El caso Sobornos 2012-2016 es considerado, mediáticamente, “el juicio del siglo” por sus consecuencias políticas: proceso en el que Rafael Correa es el primer presidente sentenciado por “atentar contra la administración pública”, en la etapa republicana del país, desde el regreso a la democracia en 1978.
Judicialmente, el Tribunal de Casación ratificó la sentencia con dos informes, uno de mayoría y otro de minoría, de 8 años de prisión contra el ex presidente Rafael Correa y el ex vicepresidente Jorge Glas por “cohecho agravado”. Técnicamente el caso Sobornos 2012-2016 se conoció originalmente como Arroz Verde, por información guardada así en un archivo de Excel donde se registraba el monto de dineros recabados para posicionar el movimiento político de Rafael Correa, Alianza País, según expedientes del juicio, en “un intrincado sistema de recaudación de dinero en efectivo, a través de un cruce de facturas”, en el que fueron involucrados como autores mediatos Rafael Correa y Jorge Glas, además de ocho altos funcionarios partícipes de su administración y 10 empresarios privados.

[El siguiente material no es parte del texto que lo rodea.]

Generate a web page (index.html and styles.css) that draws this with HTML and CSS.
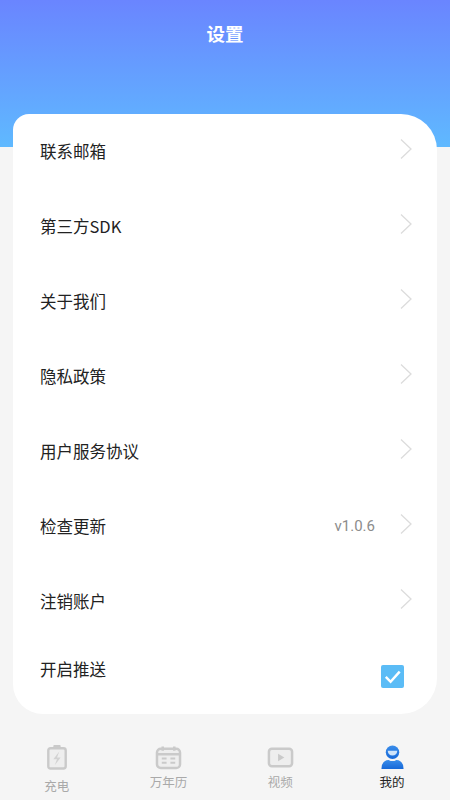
FILE: index.html
```html
<!DOCTYPE html>
<html>
<head>
    <title>设置</title>
    <link rel="stylesheet" href="styles.css">
</head>
<body>
    <div class="header">
        <h1>设置</h1>
    </div>
    <div class="card">
        <div class="row"><span class="label">联系邮箱</span><svg class="arrow" viewBox="0 0 14 22"><path d="M2 1.5 L12 11 L2 20.5"/></svg></div>
        <div class="row"><span class="label">第三方SDK</span><svg class="arrow" viewBox="0 0 14 22"><path d="M2 1.5 L12 11 L2 20.5"/></svg></div>
        <div class="row"><span class="label">关于我们</span><svg class="arrow" viewBox="0 0 14 22"><path d="M2 1.5 L12 11 L2 20.5"/></svg></div>
        <div class="row"><span class="label">隐私政策</span><svg class="arrow" viewBox="0 0 14 22"><path d="M2 1.5 L12 11 L2 20.5"/></svg></div>
        <div class="row"><span class="label">用户服务协议</span><svg class="arrow" viewBox="0 0 14 22"><path d="M2 1.5 L12 11 L2 20.5"/></svg></div>
        <div class="row"><span class="label">检查更新</span><span class="version">v1.0.6</span><svg class="arrow" viewBox="0 0 14 22"><path d="M2 1.5 L12 11 L2 20.5"/></svg></div>
        <div class="row"><span class="label">注销账户</span><svg class="arrow" viewBox="0 0 14 22"><path d="M2 1.5 L12 11 L2 20.5"/></svg></div>
        <div class="row push">
            <span class="label">开启推送</span>
            <div class="check"><svg viewBox="0 0 24 24"><path d="M5 12.5 L10 17.5 L19.5 7"/></svg></div>
        </div>
    </div>
    <div class="tabs">
        <div class="tab tab-low">
            <svg class="icon" viewBox="0 0 24 28">
                <path class="tint line" d="M5 4.5 H19 Q21.5 4.5 21.5 7 V24 Q21.5 26.5 19 26.5 H5 Q2.5 26.5 2.5 24 V7 Q2.5 4.5 5 4.5 Z"/>
                <rect class="fill" x="8" y="1" width="8" height="3.5" rx="1"/>
                <path class="bolt" d="M14.5 8 L8 16.5 H12 L9.5 23 L16 14.5 H12 Z"/>
            </svg>
            <span>充电</span>
        </div>
        <div class="tab">
            <svg class="icon wide" viewBox="0 0 28 26">
                <rect class="tint line" x="2" y="4" width="24" height="20" rx="4"/>
                <path class="line" d="M8 1.5 V6 M20 1.5 V6 M2 9.5 H26"/>
                <path class="line-thin" d="M7 14 H12 M16 14 H21 M7 18.5 H12 M16 18.5 H21"/>
            </svg>
            <span>万年历</span>
        </div>
        <div class="tab">
            <svg class="icon wide" viewBox="0 0 28 24">
                <rect class="tint line" x="2" y="3" width="24" height="18" rx="3"/>
                <path class="fill" d="M11.5 8 L18 12 L11.5 16 Z"/>
            </svg>
            <span>视频</span>
        </div>
        <div class="tab active">
            <svg class="icon wide" viewBox="0 0 26 26">
                <defs>
                    <linearGradient id="me" x1="0" y1="0" x2="0" y2="1">
                        <stop offset="0" stop-color="#3a8dea"/>
                        <stop offset="1" stop-color="#1668d8"/>
                    </linearGradient>
                </defs>
                <circle cx="13" cy="7.5" r="7" fill="url(#me)"/>
                <path d="M8 6 H18 Q17.5 11 13 11 Q8.5 11 8 6 Z" fill="#cfe4fa"/>
                <path d="M1.5 25 Q1.5 16 9 15.5 Q13 18 17 15.5 Q24.5 16 24.5 25 Z" fill="url(#me)"/>
            </svg>
            <span>我的</span>
        </div>
    </div>
</body>
</html>
```

FILE: styles.css
```css
html, body {
    margin: 0;
    padding: 0;
}
body {
    width: 450px;
    height: 800px;
    overflow: hidden;
    background: #f5f5f5;
    font-family: "Noto Sans CJK SC", "Noto Sans", sans-serif;
    display: flex;
    flex-direction: column;
}
.header {
    height: 147px;
    background: linear-gradient(180deg, #6a85ff 0%, #5fb9ff 100%);
    flex-shrink: 0;
}
h1 {
    margin: 0;
    padding-top: 20px;
    text-align: center;
    font-size: 18.5px;
    line-height: 26px;
    font-weight: 700;
    color: #fff;
}
.card {
    margin: -33px 13px 0 13px;
    height: 600px;
    background: #fff;
    border-radius: 16px 36px 36px 30px;
    flex-shrink: 0;
    display: flex;
    flex-direction: column;
}
.row {
    box-sizing: border-box;
    height: 75px;
    flex-shrink: 0;
    display: flex;
    align-items: center;
    padding: 0 24px 1px 27px;
}
.label {
    flex: 1;
    font-size: 16.5px;
    color: #222;
}
.version {
    font-family: "Roboto", sans-serif;
    font-size: 15px;
    color: #8c8c8c;
    margin-right: 24px;
}
.arrow {
    width: 14px;
    height: 22px;
    margin-bottom: 5px;
    fill: none;
    stroke: #dcdcdc;
    stroke-width: 1.3;
}
.push {
    padding-bottom: 15px;
}
.check {
    width: 23px;
    height: 23px;
    margin: 14px 9px 0 0;
    background: #5bbcf6;
    border-radius: 2px;
}
.check svg {
    display: block;
    width: 23px;
    height: 23px;
    fill: none;
    stroke: #fff;
    stroke-width: 2.6;
}
.tabs {
    flex: 1;
    display: flex;
    padding: 0 2px;
}
.tab {
    flex: 1;
    display: flex;
    flex-direction: column;
    align-items: center;
    padding-top: 31px;
    font-size: 12.5px;
    line-height: 16px;
    color: #a9a9a9;
}
.tab span {
    margin-top: 4px;
}
.tab-low {
    padding-top: 30px;
    margin-left: -1px;
}
.tab-low span {
    margin-top: 8px;
}
.active {
    color: #222;
}
.icon {
    width: 22px;
    height: 26px;
}
.icon.wide {
    width: 27px;
    height: 25px;
}
.line {
    fill: none;
    stroke: #cacaca;
    stroke-width: 2.6;
}
.tint {
    fill: #eeeeee;
}
.line-thin {
    fill: none;
    stroke: #cacaca;
    stroke-width: 2;
}
.fill {
    fill: #cacaca;
}
.bolt {
    fill: #d2d2d2;
}
```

El tratamiento de prensa con dicha denominación mediática, no deja de ser un eufemismo, porque en la realidad de los hechos se conjugan otras diversas repercusiones políticas. Y la política resulta ser aquello que sus protagonistas permiten que suceda en base a sus iniciativas. En este caso, los hechos se fueron sucediendo, conforme la correlación de fuerzas políticas dio lugar a que sucedan, como causa y efecto de inclinar la balanza en favor de la tendencia anticorreísta que se impuso en el país a partir de mayo del 2017 cuando asume el régimen de Lenin Moreno.
A partir de ese momento, la “descorreización” del país se caracterizó por convertir a la justicia en aquello que la política permite que sea, un instrumento de acción represiva mediante la cooptación de instituciones, funcionarios, jueces, fiscales, secretarios, etc., funcionalizados para dichos fines. Lo que no quiere decir que las iniciativas judiciales emprendidas en ese acto político de retaliación no tuvieran algún viso de realidad o contacto con ella. Los juicios no se pueden inventar sin que exista un grado de realidad impuesta por los porfiados hechos. Y frente a esos hechos había que saber configurar un argumento irredargüible. Nadie duda de la integridad personal de Rafael Correa, pero el delito existió como figura en la estructuración del proceso: se recibieron dineros de empresas, políticamente auspiciantes, y dichas empresas fueron contratadas para ejecución de obras públicas del gobierno. No hubo lucro privado pero, según la ley, los recursos para campañas electorales de Alianza País fueron mal habidos. Eso es lo que logró demostrar o configurar la fiscalía acusadora, y no logró refutar la defensa.
Rafael Correa reaccionó en Twitter: «Estaba preparado para esto pero no implica que no duela». Y para reiterar que se trata de una persecución política invocó una frase de Voltaire: «El último grado de perversidad es hacer servir las leyes para la injusticia».
Las repercusiones políticas son diversas. Se dilucida el horizonte electoral para el correísmo. La lista Centro Democrático deberá enfrentar la brega presidencial sin Rafael Correa, y eso le hace bien a la tendencia, porque permite perfilar y posicionar la candidatura de un hombre o mujer, sin los impedimentos de la duda, sin objeciones de ninguna naturaleza. La tendencia correísta está a tiempo de perfilar un buen candidato (a) a la Vicepresidencia que haga binomio con Andrés Arauz.
Las repercusiones políticas son consecuentes. Rafael Correa está condenado a ocho años de cárcel y no podrá ejercer función pública de por vida. Su patrimonio será confiscado para reposición económica, deberá ofrecer disculpas públicas y en un acto humillante deberá asistir a un curso de ética y suscribir una placa en el palacio presidencial con un mensaje anticorrupción. Todas estas consecuencias políticas fueron posible de darse por la viabilidad de quienes tuvieron la capacidad de que así ocurran.
La gran lección del “juicio del siglo” es que el realismo político hace que la política sea un hecho de facto y no un deber ser o no ser, como reflejo de un mero deseo subjetivo. Una vez más, la política es la capacidad de hacer que las cosas sucedan.